THE company car sector in France presents two conflicting images: at first glance its figures look rather encouraging, yet at the same time the market is experiencing teething problems.

Some 752,000 cars and vans were registered in France last year destined for fleets (private companies, public sector, leasing companies and car hire firms), representing a 9.1% increase on the previous year and accounting for 29.8% of the total new car market.

And all the indicators are positive, which is whetting the appetite of foreign manufacturers and independent multi-marque leasing companies to expand into this 'new' market. 'New' because of the long term domination of French manufacturers in their domestic market (they still account for 70% of the fleet market).

In this quasi-monopolistic situation, French manufacturers have pursued policies based on sales rather than the service delivered to the customer. But with the opening of the European market and the creation of huge manufacturing and financial groups, French car firms have encountered the full force of competition dedicated to customer service.
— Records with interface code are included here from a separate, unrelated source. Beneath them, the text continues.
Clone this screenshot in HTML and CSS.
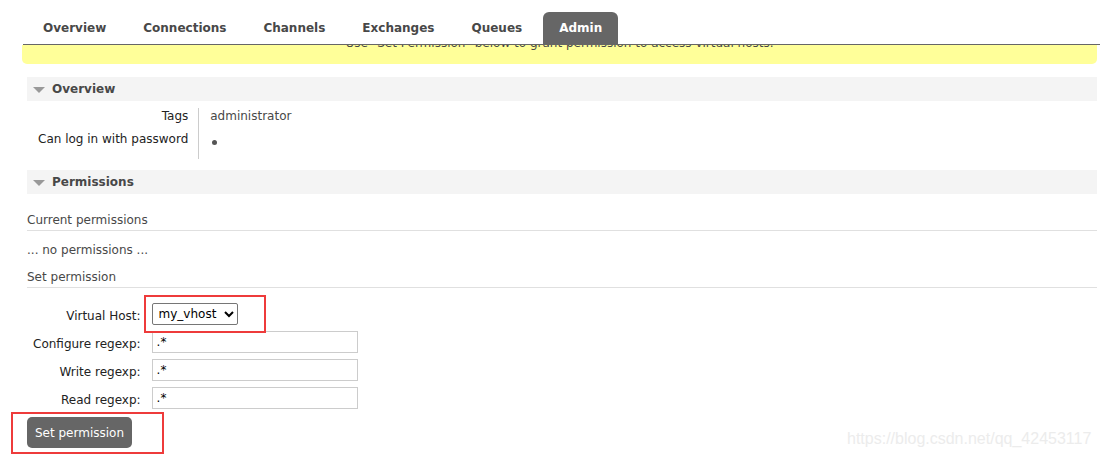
FILE: index.html
```html
<!DOCTYPE html>
<html>
<head>
<meta charset="utf-8">
<link rel="stylesheet" href="styles.css">
</head>
<body>
<div class="page">
  <nav class="tabs">
    <a class="tab">Overview</a>
    <a class="tab">Connections</a>
    <a class="tab">Channels</a>
    <a class="tab">Exchanges</a>
    <a class="tab">Queues</a>
    <a class="tab active">Admin</a>
  </nav>
  <div class="banner"><p class="banner-text">Use "Set Permission" below to grant permission to access virtual hosts.</p></div>

  <div class="content">
    <h2 class="section-head"><span class="tri"></span>Overview</h2>
    <table class="facts">
      <tr><th>Tags</th><td>administrator</td></tr>
      <tr class="last"><th>Can log in with password</th><td><span class="dot"></span></td></tr>
    </table>

    <h2 class="section-head"><span class="tri"></span>Permissions</h2>
    <h3 class="sub">Current permissions</h3>
    <p class="none">... no permissions ...</p>
    <h3 class="sub">Set permission</h3>

    <div class="form-wrap">
      <table class="form">
        <tr><th>Virtual Host:</th><td><select class="vhost"><option>my_vhost</option></select></td></tr>
        <tr><th>Configure regexp:</th><td><input class="rx" type="text" value=".*"></td></tr>
        <tr><th>Write regexp:</th><td><input class="rx" type="text" value=".*"></td></tr>
        <tr><th>Read regexp:</th><td><input class="rx" type="text" value=".*"></td></tr>
      </table>
      <button class="btn">Set permission</button>
      <div class="mark mark-select"></div>
      <div class="mark mark-button"></div>
    </div>
  </div>
  <div class="watermark">https://blog.csdn.net/qq_42453117</div>
</div>
</body>
</html>
```

FILE: styles.css
```css
html, body {
  margin: 0;
  padding: 0;
  background: #fff;
}
body {
  font-family: "DejaVu Sans", Verdana, sans-serif;
  font-size: 12px;
  color: #484848;
}
.page {
  position: relative;
  width: 1100px;
  height: 458px;
  overflow: hidden;
}
.tabs {
  display: flex;
  gap: 5px;
  margin: 12px 0 0 23px;
  padding-left: 4px;
  border-bottom: 1px solid #666;
  position: relative;
  z-index: 1;
  background: #fff;
}
.tab {
  display: block;
  height: 32px;
  line-height: 32px;
  padding: 0 16px;
  font-weight: bold;
  font-size: 12px;
  color: #484848;
  border-radius: 6px 6px 0 0;
}
.tab.active {
  background: #666;
  color: #fff;
}
.banner {
  margin: 0 3px 0 22px;
  height: 19px;
  background: #ffff99;
  border-radius: 0 0 5px 5px;
  overflow: hidden;
}
.banner-text {
  margin: -9px 0 0;
  line-height: 14px;
  text-align: center;
  color: #484848;
}
.content {
  padding: 0 3px 0 27px;
}
.section-head {
  display: flex;
  align-items: center;
  margin: 13px 0 0;
  height: 24px;
  background: #f4f4f4;
  font-size: 12px;
  font-weight: bold;
  color: #484848;
}
.facts + .section-head {
  margin-top: 11px;
}
.tri {
  width: 0;
  height: 0;
  margin: 1px 7px 0 6px;
  border-left: 6px solid transparent;
  border-right: 6px solid transparent;
  border-top: 6px solid #999;
}
.facts {
  border-collapse: collapse;
  margin-top: 7px;
}
.facts th {
  font-weight: normal;
  text-align: right;
  color: #222;
  padding: 1px 10px 8px 11px;
  line-height: 14px;
  vertical-align: top;
}
.facts td {
  border-left: 1px solid #ccc;
  padding: 1px 10px 8px 11px;
  line-height: 14px;
  vertical-align: top;
  color: #484848;
}
.facts tr.last th, .facts tr.last td {
  padding-bottom: 11px;
}
.dot {
  display: inline-block;
  width: 5px;
  height: 5px;
  border-radius: 50%;
  background: #555;
  margin: 8px 0 0 2px;
}
.sub {
  margin: 19px 0 0;
  font-size: 12px;
  font-weight: normal;
  line-height: 14px;
  padding-bottom: 3px;
  border-bottom: 1px solid #e0e0e0;
  color: #484848;
}
.none {
  margin: 12px 0 0;
  line-height: 14px;
}
.none + .sub {
  margin-top: 13px;
}
.form-wrap {
  position: relative;
  margin-top: 12px;
}
.form {
  border-collapse: collapse;
}
.form th {
  font-weight: normal;
  text-align: right;
  color: #222;
  padding: 5px 11px 1px 6px;
  line-height: 22px;
}
.form td {
  padding: 3px 0;
}
.vhost {
  display: block;
  width: 86px;
  height: 22px;
  font-family: "DejaVu Sans", Verdana, sans-serif;
  font-size: 12px;
  color: #000;
  border: 1px solid #767676;
  border-radius: 2px;
  background: #fff;
  padding: 0 2px;
}
.rx {
  display: block;
  box-sizing: border-box;
  width: 206px;
  height: 22px;
  border: 1px solid #ccc;
  padding: 0 4px;
  font-family: "DejaVu Sans", Verdana, sans-serif;
  font-size: 12px;
  color: #000;
}
.btn {
  display: block;
  margin-top: 5px;
  width: 105px;
  height: 31px;
  border: 0;
  border-radius: 5px;
  background: #666;
  color: #fff;
  font-family: "DejaVu Sans", Verdana, sans-serif;
  font-size: 12px;
  padding: 0;
}
.mark {
  position: absolute;
  border: 2px solid #ee3b3b;
  box-sizing: border-box;
}
.mark-select {
  left: 117px;
  top: -5px;
  width: 122px;
  height: 38px;
}
.mark-button {
  left: -16px;
  top: 112px;
  width: 153px;
  height: 42px;
}
.watermark {
  position: absolute;
  left: 847px;
  top: 430px;
  font-family: "Liberation Sans", Arial, sans-serif;
  font-size: 16px;
  color: #ececec;
  white-space: nowrap;
}
```
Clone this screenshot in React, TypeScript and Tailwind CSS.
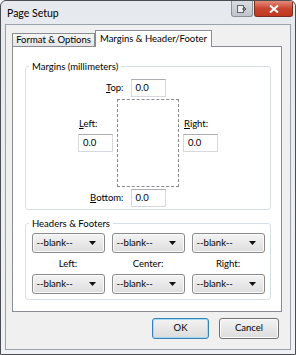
import React from 'react';

const font = { fontFamily: 'Lato, "Noto Sans", sans-serif' };

function Field({ value = '0.0' }: { value?: string }) {
  return (
    <div className="h-[18px] w-[35px] border border-[#d5d9de] border-t-[#abadb3] bg-white pl-[4px] text-[9.5px] leading-[16px] text-black">
      {value}
    </div>
  );
}

function Label({ text, u }: { text: string; u: number }) {
  return (
    <span className="text-[9.5px] leading-[12px] text-black">
      {text.slice(0, u)}
      <span className="underline">{text.slice(u, u + 1)}</span>
      {text.slice(u + 1)}
    </span>
  );
}

function Drop() {
  return (
    <div className="flex h-[20px] w-[73px] items-center justify-between rounded-[3px] border border-[#8a8a8a] bg-gradient-to-b from-[#f4f4f4] to-[#dddddd] pl-[4px] pr-[8px] text-[9.5px] text-black shadow-[inset_0_0_0_1px_#fbfbfb]">
      <span>--blank--</span>
      <svg width="7" height="4" viewBox="0 0 7 4">
        <path d="M0 0h7L3.5 4z" fill="#111" />
      </svg>
    </div>
  );
}

function Btn({ text, focus }: { text: string; focus?: boolean }) {
  return (
    <div
      className={
        'flex h-[21px] items-center justify-center rounded-[3px] border bg-gradient-to-b from-[#f3f3f3] to-[#dcdcdc] text-[9.5px] text-black ' +
        (focus ? 'w-[57px] border-[#3c7fb1] shadow-[inset_0_0_0_1px_#9fdcf8]' : 'w-[60px] border-[#707070] shadow-[inset_0_0_0_1px_#fbfbfb]')
      }
    >
      {text}
    </div>
  );
}

export default function App() {
  return (
    <div style={font} className="flex h-[355px] w-[296px] flex-col overflow-hidden rounded-t-[6px] border border-[#4a4d52] bg-gradient-to-b from-[#e6e9ed] to-[#f0f2f5] px-[4px] pb-[4px]">
      <div className="flex h-[23px] shrink-0 items-start justify-between">
        <span className="pl-[2px] pt-[5px] text-[10.5px] leading-[14px] text-black">Page Setup</span>
        <div className="mr-[-2px] flex gap-[1px]">
          <div className="flex h-[16px] w-[22px] items-center justify-center rounded-b-[3px] border border-t-0 border-[#8b9097] bg-gradient-to-b from-[#d9dde2] to-[#bfc4ca]">
            <svg width="10" height="8" viewBox="0 0 10 8">
              <rect x="0.5" y="0.5" width="6" height="7" fill="#eee" stroke="#666" />
              <path d="M5 4h4M7 2l2 2-2 2" stroke="#555" fill="none" />
            </svg>
          </div>
          <div className="flex h-[16px] w-[39px] items-center justify-center rounded-b-[3px] border border-t-0 border-[#7a2d22] bg-gradient-to-b from-[#e28a78] via-[#c9452f] to-[#c0391f]">
            <svg width="10" height="8" viewBox="0 0 10 8">
              <path d="M1 0.5l8 7M9 0.5l-8 7" stroke="#fff" strokeWidth="2" />
            </svg>
          </div>
        </div>
      </div>

      <div className="flex flex-1 flex-col border border-[#9aa1aa] bg-[#f0f0f0] pb-[10px] pl-[6px] pr-[8px] pt-[5px]">
        <div className="flex items-end">
          <div className="mb-[-1px] flex h-[14px] w-[83px] items-center justify-center border border-[#898c95] border-b-0 bg-gradient-to-b from-[#f6f6f6] to-[#e3e3e3] text-[9.5px] text-black">
            Format &amp; Options
          </div>
          <div className="relative z-10 mb-[-1px] flex h-[17px] w-[117px] items-center justify-center border border-[#898c95] border-b-0 bg-white text-[9.5px] text-black">
            Margins &amp; Header/Footer
          </div>
        </div>

        <div className="flex h-[266px] flex-col gap-[7px] border border-[#898c95] bg-white pl-[12px] pr-[10px] pt-[13px]">
          <fieldset className="h-[150px] rounded-[3px] border border-[#d8dfe5]">
            <legend className="ml-[3px] px-[3px] text-[9.5px] leading-[13px] text-black">Margins (millimeters)</legend>
            <div className="mt-[6px] flex flex-col items-center">
              <div className="grid grid-cols-[1fr_auto_1fr] items-center">
                <div className="flex justify-end pr-[7px]">
                  <Label text="Top:" u={0} />
                </div>
                <Field />
                <div />
              </div>
              <div className="mt-[2px] grid grid-cols-[35px_62px_35px] gap-x-[4px]">
                <div className="flex flex-col gap-[4px] pt-[19px]">
                  <div className="pl-[1px] text-[9.5px] leading-[12px]"><Label text="Left:" u={0} /></div>
                  <Field />
                </div>
                <div className="h-[88px] border border-dashed border-[#8a8a8a]" />
                <div className="flex flex-col gap-[4px] pt-[19px]">
                  <div className="pl-[1px] text-[9.5px] leading-[12px]"><Label text="Right:" u={0} /></div>
                  <Field />
                </div>
              </div>
              <div className="mt-[2px] grid grid-cols-[1fr_auto_1fr] items-center">
                <div className="flex justify-end pr-[7px]">
                  <Label text="Bottom:" u={0} />
                </div>
                <Field />
                <div />
              </div>
            </div>
          </fieldset>

          <fieldset className="h-[83px] rounded-[3px] border border-[#d8dfe5]">
            <legend className="ml-[3px] px-[3px] text-[9.5px] leading-[13px] text-black">Headers &amp; Footers</legend>
            <div className="mt-[3px] grid grid-cols-[73px_73px_73px] justify-center gap-x-[7px]">
              <Drop />
              <Drop />
              <Drop />
              <span className="py-[4px] text-center text-[9.5px] leading-[13px] text-black">Left:</span>
              <span className="py-[4px] text-center text-[9.5px] leading-[13px] text-black">Center:</span>
              <span className="py-[4px] text-center text-[9.5px] leading-[13px] text-black">Right:</span>
              <Drop />
              <Drop />
              <Drop />
            </div>
          </fieldset>
        </div>

        <div className="mt-[6px] flex justify-end gap-[10px] pr-[3px]">
          <Btn text="OK" focus />
          <Btn text="Cancel" />
        </div>
      </div>
    </div>
  );
}
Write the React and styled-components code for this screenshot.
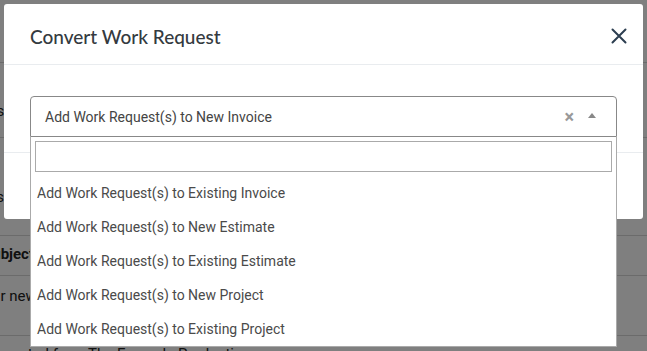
import React from 'react';
import styled, { createGlobalStyle } from 'styled-components';

const GlobalStyle = createGlobalStyle`
  html, body {
    margin: 0;
    padding: 0;
    background: #fff;
    font-family: Roboto, "Liberation Sans", sans-serif;
    overflow: hidden;
  }
`;

const options = [
  'Add Work Request(s) to Existing Invoice',
  'Add Work Request(s) to New Estimate',
  'Add Work Request(s) to Existing Estimate',
  'Add Work Request(s) to New Project',
  'Add Work Request(s) to Existing Project',
];

// page behind the dialog, mostly hidden by it
const rows = [
  { text: 'Requests', bold: false, height: 75, pad: 38, shift: -58 },
  { text: 'Details', bold: false, height: 98, pad: 49, shift: -42 },
  { text: 'Subject', bold: true, height: 40, pad: 8, shift: -17 },
  { text: 'Repair new', bold: false, height: 60, pad: 10, shift: -37 },
  { text: 'Imported from The Example Production', bold: false, height: 40, pad: 8, shift: -12 },
];

class App extends React.Component {
  render() {
    return (
      <>
        <GlobalStyle />
        <Page>
          <Table>
            {rows.map((r, i) => (
              <PageRow key={i} $height={r.height} $pad={r.pad} $bold={r.bold}>
                <Cell $shift={r.shift}>{r.text}</Cell>
              </PageRow>
            ))}
          </Table>
        </Page>
        <Overlay>
          <Modal>
            <Header>
              <Title>Convert Work Request</Title>
              <CloseButton aria-label="close">
                <svg width="16" height="16" viewBox="0 0 16 16">
                  <path d="M1.5 1.5 L14.5 14.5 M14.5 1.5 L1.5 14.5" stroke="#2c3e50" strokeWidth="2" strokeLinecap="round" />
                </svg>
              </CloseButton>
            </Header>
            <Body>
              <SelectWrap>
                <Control>
                  <Value>Add Work Request(s) to New Invoice</Value>
                  <Clear>×</Clear>
                  <Arrow />
                </Control>
                <Dropdown>
                  <Search type="text" />
                  <OptionList>
                    {options.map((o) => (
                      <Option key={o}>{o}</Option>
                    ))}
                  </OptionList>
                </Dropdown>
              </SelectWrap>
            </Body>
            <Footer />
          </Modal>
        </Overlay>
      </>
    );
  }
}

const Page = styled.div`
  padding-top: 62px;
  height: 351px;
  box-sizing: border-box;
  overflow: hidden;
`;

const Table = styled.div`
  display: flex;
  flex-direction: column;
`;

const PageRow = styled.div`
  height: ${(p) => p.$height}px;
  flex-shrink: 0;
  box-sizing: border-box;
  display: flex;
  align-items: flex-start;
  padding-top: ${(p) => p.$pad}px;
  border-top: 1px solid #d6d6d6;
  font-size: 15px;
  line-height: 20px;
  font-weight: ${(p) => (p.$bold ? 700 : 400)};
  color: #222;
  white-space: nowrap;
`;

const Cell = styled.span`
  margin-left: ${(p) => p.$shift}px;
`;

const Overlay = styled.div`
  position: fixed;
  inset: 0;
  background: rgba(0, 0, 0, 0.5);
`;

const Modal = styled.div`
  margin: 4px;
  width: 639px;
  background: #fff;
  border-radius: 3px;
`;

const Header = styled.div`
  height: 60px;
  padding: 0 16px 0 26px;
  display: flex;
  align-items: center;
  justify-content: space-between;
  border-bottom: 1px solid #e9ecef;
`;

const Title = styled.h4`
  margin: 0;
  font-family: Lato, "Open Sans", sans-serif;
  font-size: 19px;
  font-weight: 500;
  color: #343a40;
  padding-top: 4px;
`;

const CloseButton = styled.button`
  border: none;
  background: transparent;
  padding: 0;
  width: 16px;
  height: 16px;
  display: flex;
  margin-top: 4px;
`;

const Body = styled.div`
  padding: 31px 26px 15px;
`;

const SelectWrap = styled.div`
  position: relative;
  width: 587px;
`;

const Control = styled.div`
  height: 39px;
  border: 1px solid #888;
  border-radius: 4px 4px 0 0;
  display: flex;
  align-items: center;
  padding: 0 20px 0 14px;
  color: #444;
  font-size: 14px;
`;

const Value = styled.span`
  flex: 1;
`;

const Clear = styled.span`
  font-size: 18px;
  font-weight: 700;
  color: #999;
  margin-right: 14px;
  line-height: 1;
  padding-top: 1px;
`;

const Arrow = styled.span`
  width: 0;
  height: 0;
  border-left: 4px solid transparent;
  border-right: 4px solid transparent;
  border-bottom: 5px solid #888;
  margin-bottom: 2px;
`;

const Dropdown = styled.div`
  position: absolute;
  top: 100%;
  left: 0;
  right: 0;
  background: #fff;
  border: 1px solid #aaa;
  border-top: none;
  z-index: 2;
`;

const Search = styled.input`
  display: block;
  box-sizing: border-box;
  width: calc(100% - 8px);
  height: 31px;
  margin: 4px;
  border: 1px solid #aaa;
  outline: none;
  padding: 4px;
`;

const OptionList = styled.ul`
  list-style: none;
  margin: 0;
  padding: 0;
`;

const Option = styled.li`
  height: 34px;
  display: flex;
  align-items: center;
  padding: 0 6px;
  font-size: 14px;
  color: #4a4a4a;
`;

const Footer = styled.div`
  height: 66px;
  border-top: 1px solid #e9ecef;
`;

export default App;
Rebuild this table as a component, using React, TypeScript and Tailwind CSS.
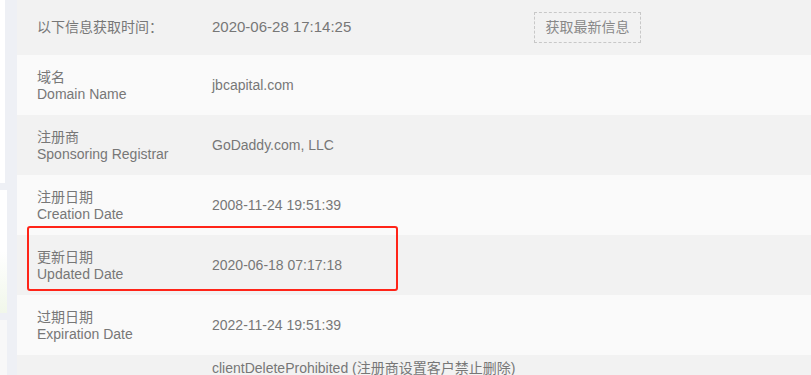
import React from "react";

const rows = [
  { zh: "域名", en: "Domain Name", value: "jbcapital.com", bg: "bg-[#fafafa]" },
  { zh: "注册商", en: "Sponsoring Registrar", value: "GoDaddy.com, LLC", bg: "bg-[#f2f2f2]" },
  { zh: "注册日期", en: "Creation Date", value: "2008-11-24 19:51:39", bg: "bg-[#fafafa]" },
  { zh: "更新日期", en: "Updated Date", value: "2020-06-18 07:17:18", bg: "bg-[#f2f2f2]", mark: true },
  { zh: "过期日期", en: "Expiration Date", value: "2022-11-24 19:51:39", bg: "bg-[#fafafa]" },
];

export default function App() {
  return (
    <div
      className="flex w-[811px] h-[375px] overflow-hidden bg-[#eef0f5]"
      style={{ fontFamily: '"Liberation Sans", "Noto Sans CJK SC", sans-serif' }}
    >
      <div className="w-[17px] shrink-0 flex flex-col">
        <div className="w-[5px] h-[183px] shrink-0 bg-white" />
        <div className="w-[7px] h-[123px] shrink-0 mt-[7px] bg-gradient-to-b from-white via-white to-[#f1f7ea]" />
        <div className="w-[7px] h-[55px] shrink-0 mt-[7px] bg-[#f8f8f8]" />
      </div>
      <div className="flex-1 flex flex-col relative">
        <div className="h-[55px] shrink-0 bg-[#f2f2f2] flex items-center">
          <div className="w-[195px] pl-[20px] text-[14px] text-[#777] shrink-0">以下信息获取时间：</div>
          <div className="w-[322px] text-[15px] text-[#777] shrink-0">2020-06-28 17:14:25</div>
          <div className="w-[107px] h-[31px] border border-dashed border-[#c8c8c8] flex items-center justify-center text-[14px] text-[#888] mt-[-1px]">
            获取最新信息
          </div>
        </div>
        {rows.map((r) => (
          <div key={r.zh} className={`h-[60px] shrink-0 ${r.bg} flex items-center relative`}>
            <div className="w-[195px] pl-[20px] shrink-0 text-[14px] text-[#777] leading-[17px] pt-[2px]">
              <div>{r.zh}</div>
              <div>{r.en}</div>
            </div>
            <div className="text-[14px] text-[#777]">{r.value}</div>
            {r.mark && (
              <div className="absolute left-[10px] top-[-9px] w-[371px] h-[65px] border-2 border-[#ff2418] rounded-[3px]" />
            )}
          </div>
        ))}
        <div className="h-[60px] shrink-0 bg-[#f2f2f2] flex">
          <div className="w-[195px] shrink-0" />
          <div className="text-[14px] text-[#777] pt-[5px] leading-[17px]">clientDeleteProhibited (注册商设置客户禁止删除)</div>
        </div>
      </div>
    </div>
  );
}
The French market remains a conquest market and is undergoing strong downward pressure on prices, but the concept of service quality is becoming fundamental. Little by little customer demands are growing up.

At the same time, product and service offerings are becoming more mature. The great consolidations both in the automotive world (GM/Fiat, Ford/Volvo/Jaguar, DaimlerChrysler, Renault/Nissan, Volkswagen Group) and in the financial sector which owns the largest multi-marque leasing firms (BNP-Paribas), have had a beneficial effect on the qualitative development of the market: rationalised and wider product offerings, lower costs, and improved means of distribution.

Indeed, one of the criteria for measuring the maturity of a market is the part played in it by the leasing (rather than short term hire) sector - proof that businesses have analysed their fleet problems and decided to outsource them in order to concentrate on their core business.

Leasing was virtually non-existent in France 20 years ago. Today, more than four out of every 10 new vehicles are leased. By the end of 1999 the French leasing and fleet management parc stood at 930,000 vehicles, 13.4% up on 1998.

Better still, the fleets of the huge public or quasi-public sector organisations (France Telecom, La Poste) are moving over to fleet management. France is no longer what it was.

  • Didier Jobart is editor of Decision Auto, France's top fleet magazine. (April 2000)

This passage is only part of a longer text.